• **Problem description**: Transcribe every entry below word for word, but skip the pictures.

• **Given data**:
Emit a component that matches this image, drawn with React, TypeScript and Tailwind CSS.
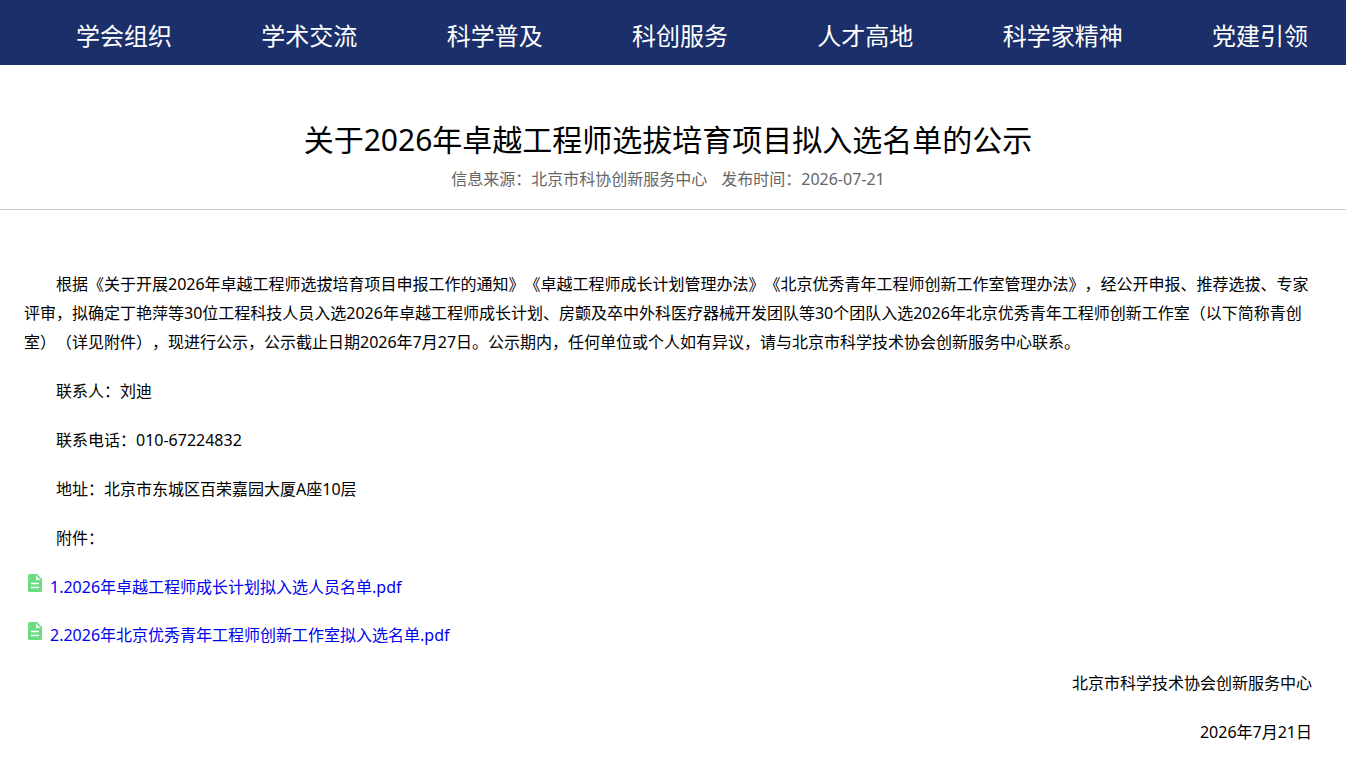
interface NavItem {
  label: string;
  href: string;
}

const navItems: NavItem[] = [
  { label: "学会组织", href: "#organization" },
  { label: "学术交流", href: "#academic" },
  { label: "科学普及", href: "#popularization" },
  { label: "科创服务", href: "#service" },
  { label: "人才高地", href: "#talent" },
  { label: "科学家精神", href: "#spirit" },
  { label: "党建引领", href: "#party" },
];

const contactLines = [
  "联系人：刘迪",
  "联系电话：010-67224832",
  "地址：北京市东城区百荣嘉园大厦A座10层",
  "附件：",
];

const attachments = [
  "1.2026年卓越工程师成长计划拟入选人员名单.pdf",
  "2.2026年北京优秀青年工程师创新工作室拟入选名单.pdf",
];

function FileIcon() {
  return (
    <svg className="mr-1.5 h-5 w-5 shrink-0" viewBox="0 0 20 20" aria-hidden="true">
      <path d="M5.5 1H13l5 5v11.5a1.5 1.5 0 0 1-1.5 1.5h-11A1.5 1.5 0 0 1 4 17.5v-15A1.5 1.5 0 0 1 5.500 1Z" fill="#69de80" />
      <path d="M12 2.500v4.500h4.500Z" fill="#fff" />
      <path d="M7 10.500h8M7 14.500h8" stroke="#fff" strokeWidth="1.300" />
    </svg>
  );
}

function NavBar() {
  return (
    <nav className="bg-[#1b306b] pr-[38px] pl-19 text-2xl text-white">
      <ul className="flex justify-between pt-5 pb-[13px] leading-8">
        {navItems.map((item) => (
          <li key={item.label}>
            <a href={item.href}>{item.label}</a>
          </li>
        ))}
      </ul>
    </nav>
  );
}

export default function App() {
  return (
    <div
      lang="zh-CN"
      className="bg-white font-['Noto_Sans','Noto_Sans_CJK_SC',sans-serif] text-base text-black [text-spacing-trim:space-all]"
    >
      <NavBar />

      <main>
        <header className="border-b border-[#ccc] pt-[50px] pr-2.5 pb-4 text-center">
          <h1 className="text-[30px] leading-[50px]">关于2026年卓越工程师选拔培育项目拟入选名单的公示</h1>
          <p className="flex justify-center gap-3.5 leading-7 text-[#666]">
            <span>信息来源：北京市科协创新服务中心</span>
            <span>发布时间：2026-07-21</span>
          </p>
        </header>

        <article className="flex flex-col gap-5 pt-15 pr-[34px] pl-6 leading-[29px]">
          <p className="indent-8">
            根据《关于开展2026年卓越工程师选拔培育项目申报工作的通知》《卓越工程师成长计划管理办法》《北京优秀青年工程师创新工作室管理办法》，经公开申报、推荐选拔、专家评审，拟确定丁艳萍等30位工程科技人员入选2026年卓越工程师成长计划、房颤及卒中外科医疗器械开发团队等30个团队入选2026年北京优秀青年工程师创新工作室（以下简称青创室）（详见附件），现进行公示，公示截止日期2026年7月27日。公示期内，任何单位或个人如有异议，请与北京市科学技术协会创新服务中心联系。
          </p>

          {contactLines.map((line) => (
            <p key={line} className="indent-8">
              {line}
            </p>
          ))}

          {/* Attachments */}
          <ul className="flex flex-col gap-5 leading-7">
            {attachments.map((name) => (
              <li key={name} className="flex items-start">
                <FileIcon />
                <a href="#download" className="text-[#0000ee]">
                  {name}
                </a>
              </li>
            ))}
          </ul>

          <p className="text-right">北京市科学技术协会创新服务中心</p>
          <p className="text-right">2026年7月21日</p>
        </article>
      </main>
    </div>
  );
}
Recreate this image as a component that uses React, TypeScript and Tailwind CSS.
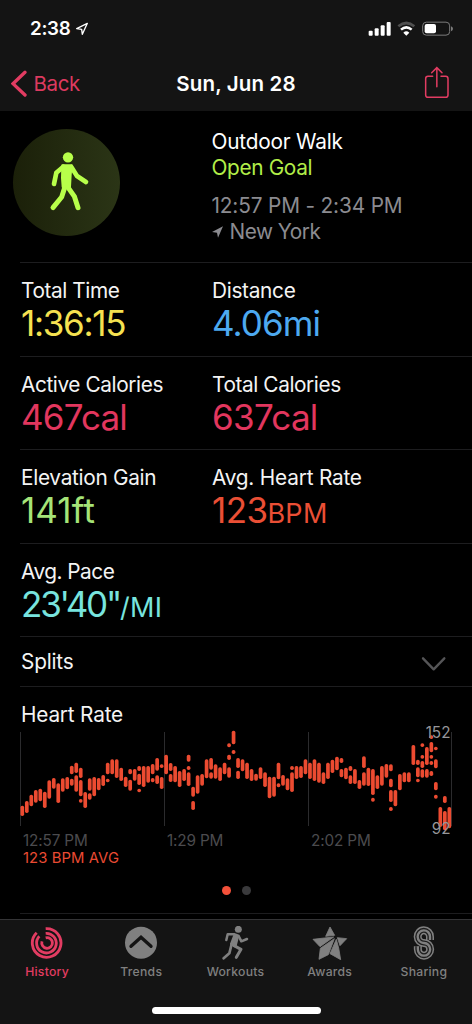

• **Worked answer**:
Emit a component that matches this image, drawn with React, TypeScript and Tailwind CSS.
interface NavItem {
  label: string;
  href: string;
}

const navItems: NavItem[] = [
  { label: "学会组织", href: "#organization" },
  { label: "学术交流", href: "#academic" },
  { label: "科学普及", href: "#popularization" },
  { label: "科创服务", href: "#service" },
  { label: "人才高地", href: "#talent" },
  { label: "科学家精神", href: "#spirit" },
  { label: "党建引领", href: "#party" },
];

const contactLines = [
  "联系人：刘迪",
  "联系电话：010-67224832",
  "地址：北京市东城区百荣嘉园大厦A座10层",
  "附件：",
];

const attachments = [
  "1.2026年卓越工程师成长计划拟入选人员名单.pdf",
  "2.2026年北京优秀青年工程师创新工作室拟入选名单.pdf",
];

function FileIcon() {
  return (
    <svg className="mr-1.5 h-5 w-5 shrink-0" viewBox="0 0 20 20" aria-hidden="true">
      <path d="M5.5 1H13l5 5v11.5a1.5 1.5 0 0 1-1.5 1.5h-11A1.5 1.5 0 0 1 4 17.5v-15A1.5 1.5 0 0 1 5.500 1Z" fill="#69de80" />
      <path d="M12 2.500v4.500h4.500Z" fill="#fff" />
      <path d="M7 10.500h8M7 14.500h8" stroke="#fff" strokeWidth="1.300" />
    </svg>
  );
}

function NavBar() {
  return (
    <nav className="bg-[#1b306b] pr-[38px] pl-19 text-2xl text-white">
      <ul className="flex justify-between pt-5 pb-[13px] leading-8">
        {navItems.map((item) => (
          <li key={item.label}>
            <a href={item.href}>{item.label}</a>
          </li>
        ))}
      </ul>
    </nav>
  );
}

export default function App() {
  return (
    <div
      lang="zh-CN"
      className="bg-white font-['Noto_Sans','Noto_Sans_CJK_SC',sans-serif] text-base text-black [text-spacing-trim:space-all]"
    >
      <NavBar />

      <main>
        <header className="border-b border-[#ccc] pt-[50px] pr-2.5 pb-4 text-center">
          <h1 className="text-[30px] leading-[50px]">关于2026年卓越工程师选拔培育项目拟入选名单的公示</h1>
          <p className="flex justify-center gap-3.5 leading-7 text-[#666]">
            <span>信息来源：北京市科协创新服务中心</span>
            <span>发布时间：2026-07-21</span>
          </p>
        </header>

        <article className="flex flex-col gap-5 pt-15 pr-[34px] pl-6 leading-[29px]">
          <p className="indent-8">
            根据《关于开展2026年卓越工程师选拔培育项目申报工作的通知》《卓越工程师成长计划管理办法》《北京优秀青年工程师创新工作室管理办法》，经公开申报、推荐选拔、专家评审，拟确定丁艳萍等30位工程科技人员入选2026年卓越工程师成长计划、房颤及卒中外科医疗器械开发团队等30个团队入选2026年北京优秀青年工程师创新工作室（以下简称青创室）（详见附件），现进行公示，公示截止日期2026年7月27日。公示期内，任何单位或个人如有异议，请与北京市科学技术协会创新服务中心联系。
          </p>

          {contactLines.map((line) => (
            <p key={line} className="indent-8">
              {line}
            </p>
          ))}

          {/* Attachments */}
          <ul className="flex flex-col gap-5 leading-7">
            {attachments.map((name) => (
              <li key={name} className="flex items-start">
                <FileIcon />
                <a href="#download" className="text-[#0000ee]">
                  {name}
                </a>
              </li>
            ))}
          </ul>

          <p className="text-right">北京市科学技术协会创新服务中心</p>
          <p className="text-right">2026年7月21日</p>
        </article>
      </main>
    </div>
  );
}
Recreate this image as a component that uses React, TypeScript and Tailwind CSS.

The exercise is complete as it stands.